If you are having issues with your flywheel and upon inspection the part only looks worn with no major cracks or damage, then the problem can be solved by resurfacing. Resurfacing flywheels is the process where the flywheel is run through a machine to make the flywheel’s surface smooth and remove any indentations that could cause problems with how it should operate. It is highly recommended to have your flywheel inspected every time you have your clutch serviced. It is also important to have your flywheel resurfaced when you get a new clutch so it won’t be a reason that your warranty claim will get denied.

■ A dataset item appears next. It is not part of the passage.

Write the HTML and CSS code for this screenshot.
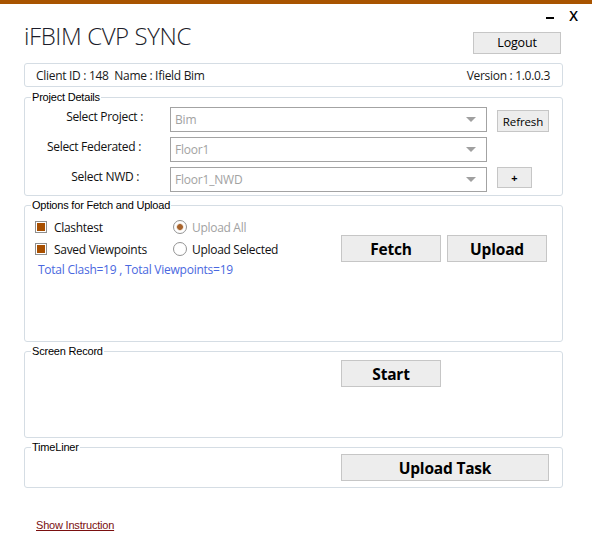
FILE: index.html
```html
<!DOCTYPE html>
<html>
<head>
<meta charset="utf-8">
<title>iFBIM CVP SYNC</title>
<link rel="stylesheet" href="styles.css">
</head>
<body>
<div class="topbar"></div>
<div class="winbar">
  <span class="win-min" title="Minimize"></span>
  <span class="win-close">X</span>
</div>
<div class="app">
  <header class="header">
    <h1 class="title">iFBIM CVP SYNC</h1>
    <button class="btn btn-logout">Logout</button>
  </header>

  <div class="infobox">
    <span>Client ID : 148&nbsp; Name : Ifield Bim</span>
    <span>Version : 1.0.0.3</span>
  </div>

  <fieldset class="group group-project">
    <legend>Project Details</legend>
    <div class="project-grid">
      <label class="field-label">Select Project :</label>
      <div class="combo"><span>Bim</span><span class="arrow"></span></div>
      <button class="btn btn-refresh">Refresh</button>

      <label class="field-label lbl-fed">Select Federated :</label>
      <div class="combo"><span>Floor1</span><span class="arrow"></span></div>
      <span></span>

      <label class="field-label lbl-nwd">Select NWD :</label>
      <div class="combo"><span>Floor1_NWD</span><span class="arrow"></span></div>
      <button class="btn btn-plus">+</button>
    </div>
  </fieldset>

  <fieldset class="group group-options">
    <legend>Options for Fetch and Upload</legend>
    <div class="options-grid">
      <div class="opt"><span class="check"></span>Clashtest</div>
      <div class="opt disabled"><span class="radio on"></span>Upload All</div>
      <div class="actions">
        <button class="btn btn-big">Fetch</button>
        <button class="btn btn-big">Upload</button>
      </div>
      <div class="opt"><span class="check"></span>Saved Viewpoints</div>
      <div class="opt"><span class="radio"></span>Upload Selected</div>
      <div class="totals">Total Clash=19 , Total Viewpoints=19</div>
    </div>
  </fieldset>

  <fieldset class="group group-record">
    <legend>Screen Record</legend>
    <div class="record-body">
      <button class="btn btn-big">Start</button>
    </div>
  </fieldset>

  <fieldset class="group group-timeliner">
    <legend>TimeLiner</legend>
    <div class="timeliner-body">
      <button class="btn btn-big btn-wide">Upload Task</button>
    </div>
  </fieldset>

  <a class="instr" href="#">Show Instruction</a>
</div>
</body>
</html>
```
FILE: styles.css
```css
* { box-sizing: border-box; }
html, body { margin: 0; padding: 0; background: #fff; }
body {
  font-family: "Open Sans", "Noto Sans", sans-serif;
  font-size: 12px;
  color: #111;
  width: 592px;
  height: 546px;
  overflow: hidden;
}
.topbar { height: 4px; background: #a85400; }

.winbar {
  height: 18px;
  display: flex;
  justify-content: flex-end;
  align-items: flex-start;
  padding-right: 14px;
}
.win-min {
  display: inline-block;
  width: 8px;
  height: 2px;
  background: #000;
  margin-top: 13px;
  margin-right: 15px;
}
.win-close {
  font-family: "Open Sans", sans-serif;
  font-weight: 600;
  font-size: 14px;
  line-height: 14px;
  color: #000;
  margin-top: 5px;
}

.app { padding: 0 29px 0 24px; }

.header {
  display: flex;
  justify-content: space-between;
  align-items: flex-start;
  height: 32px;
}
.title {
  margin: 0;
  font-family: "Open Sans", sans-serif;
  font-weight: 300;
  font-size: 24px;
  line-height: 28px;
  color: #1c1c2a;
  letter-spacing: -0.4px;
}

.btn {
  font-family: "Open Sans", sans-serif;
  background: #ededed;
  border: 1px solid #c6c6c6;
  border-radius: 0;
  color: #000;
  padding: 0;
  cursor: pointer;
}
.btn-logout {
  margin-top: 10px;
  margin-right: 2px;
  width: 88px;
  height: 22px;
  font-size: 12.5px;
  line-height: 20px;
  letter-spacing: -0.2px;
}

.infobox {
  margin-top: 9px;
  height: 24px;
  border: 1px solid #d5dde4;
  border-radius: 3px;
  display: flex;
  justify-content: space-between;
  align-items: center;
  padding: 0 12px 0 11px;
  font-size: 12px;
  letter-spacing: -0.3px;
  color: #1a1a1a;
}

.group {
  margin: 0;
  padding: 0;
  border: 1px solid #d5dde4;
  border-radius: 3px;
  min-width: 0;
}
.group legend {
  font-family: "Liberation Sans", Arial, sans-serif;
  font-size: 11px;
  line-height: 13px;
  margin-left: 6px;
  padding: 0 1px;
  letter-spacing: -0.2px;
  color: #000;
}
.group-project { margin-top: 4px; }
.group-options { margin-top: 3px; }
.group-record { margin-top: 3px; }
.group-timeliner { margin-top: 3px; }

.project-grid {
  display: grid;
  grid-template-columns: 118px 317px 52px;
  grid-auto-rows: 25px;
  column-gap: 27px;
  row-gap: 5px;
  padding: 3px 0 3px 0;
}
.project-grid > :nth-child(3n) { margin-left: -17px; }
.field-label {
  text-align: right;
  font-size: 12px;
  line-height: 16px;
  padding-top: 2px;
  letter-spacing: -0.3px;
  color: #111;
}
.lbl-fed { padding-right: 2px; }
.lbl-nwd { padding-right: 4px; }
.combo {
  border: 1px solid #a3a3a3;
  display: flex;
  justify-content: space-between;
  align-items: center;
  padding: 0 10px 0 4px;
  color: #a2a2a2;
  font-size: 12px;
  letter-spacing: -0.2px;
}
.arrow {
  width: 0; height: 0;
  border-left: 5px solid transparent;
  border-right: 5px solid transparent;
  border-top: 5px solid #a0a0a0;
}
.btn-refresh {
  align-self: end;
  width: 52px;
  height: 22px;
  font-size: 11.5px;
  letter-spacing: -0.1px;
}
.btn-plus {
  align-self: start;
  width: 35px;
  height: 21px;
  font-size: 11px;
  font-weight: bold;
  line-height: 16px;
}

.options-grid {
  display: grid;
  grid-template-columns: 138px 168px auto;
  grid-template-rows: 22px 22px 18px;
  padding: 4px 0 0 10px;
  height: 129px;
  align-content: start;
}
.opt {
  display: flex;
  align-items: center;
  font-size: 12px;
  letter-spacing: -0.3px;
  color: #111;
}
.opt.disabled { color: #a2a2a2; }
.check {
  width: 12px;
  height: 12px;
  border: 1px solid #8f8f8f;
  background: #a84f00;
  box-shadow: inset 0 0 0 1px #fff;
  margin-right: 7px;
}
.radio {
  width: 14px;
  height: 14px;
  border: 1px solid #939393;
  border-radius: 50%;
  background: #fff;
  margin-right: 5px;
}
.radio.on {
  background: radial-gradient(circle, #a8642c 0 2.5px, #e8d2c0 3.2px, #fff 4px);
}
.actions {
  grid-row: 1 / span 3;
  grid-column: 3;
  display: flex;
  gap: 6px;
  padding-top: 19px;
}
.btn-big {
  width: 100px;
  height: 27px;
  font-size: 15.5px;
  font-weight: bold;
  line-height: 24px;
  letter-spacing: -0.2px;
}
.totals {
  grid-column: 1 / span 2;
  padding-left: 3px;
  padding-top: 1px;
  font-size: 12px;
  letter-spacing: -0.25px;
  color: #4a68e0;
}

.record-body {
  height: 79px;
  padding: 2px 0 0 316px;
}
.timeliner-body {
  height: 33px;
  padding: 0 0 0 316px;
}
.btn-wide { width: 208px; }

.instr {
  display: inline-block;
  margin-top: 31px;
  margin-left: 12px;
  font-family: "Liberation Sans", Arial, sans-serif;
  font-size: 11px;
  color: #7a0f0f;
  text-decoration: underline;
  letter-spacing: -0.2px;
}
```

Resurfacing a flywheel is a lot cheaper than replacing a flywheel. But if the flywheel has damage on it and is cracked, you have no other choice but to replace it with a new one. Replacement of a flywheel requires the removal of the transmission. The transmission should also be opened to access the flywheel assembly. It is a complicated job that requires the expertise of an experienced mechanic. Whether your flywheel needs resurfacing or replacement, it is important to fix the issue right away to prevent bigger and more expensive headaches in the future.